The car buying process can be a long and arduous one. The real question is, how do you find the best deal? Well, if you’re not careful, car dealerships will scam you into paying more than what your car is actually worth. In this blog post, we’ll discuss six tricks that car dealerships use to scam consumers and how to prevent these scams from happening to you!
Car Dealerships that Lie about a Vehicle’s Prior Accident History
Dealerships may lie about a car’s history of accidents and offer it as a clean title. In this situation, they are committing fraud because the car is not what you’re expecting to buy. Worse yet, if the vehicle has been in an accident that damaged its frame or other major component parts-which isn’t visible without inspection-the consumer may not be aware of the problem until it’s too late.
Ask for a carfax report to determine whether the vehicle has been in an accident since it was first registered or leased by its present owner, and also if there have been any incidents of airbag deployment.
They Lie to You About Your Credit History
A car dealership may lie to you about your credit history or refuse to provide a copy of your report. This is because they know that the more options available for financing, the less chance there will be that you’ll purchase from them at their inflated price. Ask for all three reports and review each one carefully before making any decision.
Even better, you can request a copy of your credit report before going to the car dealership. By doing this, you can know how much money you have available and what sort of credit score you’re working with before going into negotiations.
They Only Have You Focus on Your Low Monthly Payment
Car dealerships can trick you into a bad deal into offering you a low monthly payment. For example, a car dealership may quote you a monthly payment of $200 per month for 60 months. However, when you add interest charges, the total amount you end up paying far exceeds the car’s value. Pay attention to the entire deal and not just the monthly payment.
They Give you an Unfair Deal on your Trade-in
Another trick car dealerships use is to give you an unfair deal on your trade-in. The problem with this tactic is that it can inflate the price of a new car and leave you in debt for years so that they make more money off your old car.
Before buying, be sure to do research online about how much cars similar to your trade-in are worth. For example, you can go to Kelley Blue Book to get information about what your car is worth. You can also get a private party value to see if you’re better off selling it yourself.
Misleading Sticker Price and Features
It’s important to keep in mind that the sticker price on a car is just an estimated cost and can be misleading. Dealerships may also lie about how many miles are left on a vehicle or what features it has (or doesn’t have) using decals, fabricating documents, inflating car prices, and other fraudulent tactics.
They Sell You a Lemon
A dealership may also knowingly be selling you a lemon car, and you may not even know it. These are cars with hidden problems or defects that will only be discovered after the car is driven for some time. If you find yourself in this situation, you can request help from an attorney that practices lemon law who will go over your options to see if there’s a legal case.

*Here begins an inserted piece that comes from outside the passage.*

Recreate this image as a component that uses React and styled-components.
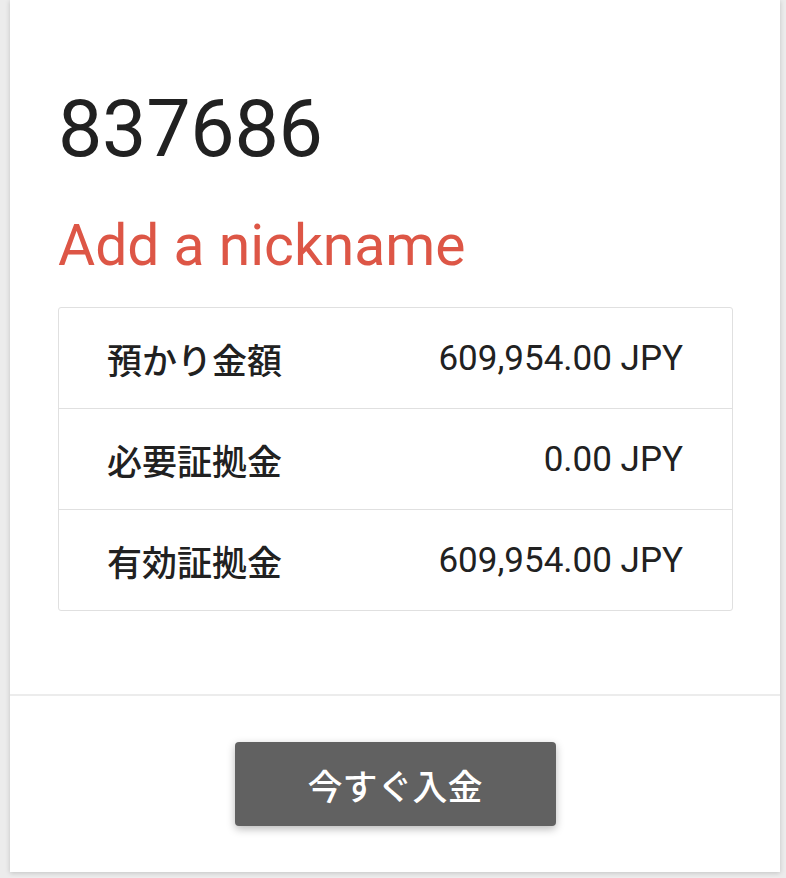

The key to avoiding this scam is researching the car accurately. This includes looking at reviews, checking the vehicle history report from a service like Carfax or AutoCheck, and understanding what features are standard with your car model. Consumers can also check out the Kelley Blue Book values for certain models of vehicles that they’re considering purchasing new. I
Car dealerships are designed to make money, and they’re going to use any means necessary to do so. As a consumer, you should stay vigilant, do your research, understand how car dealerships operate. Think of buying a car as going into battle. You need to arm yourself with as much knowledge before you go in and be prepared.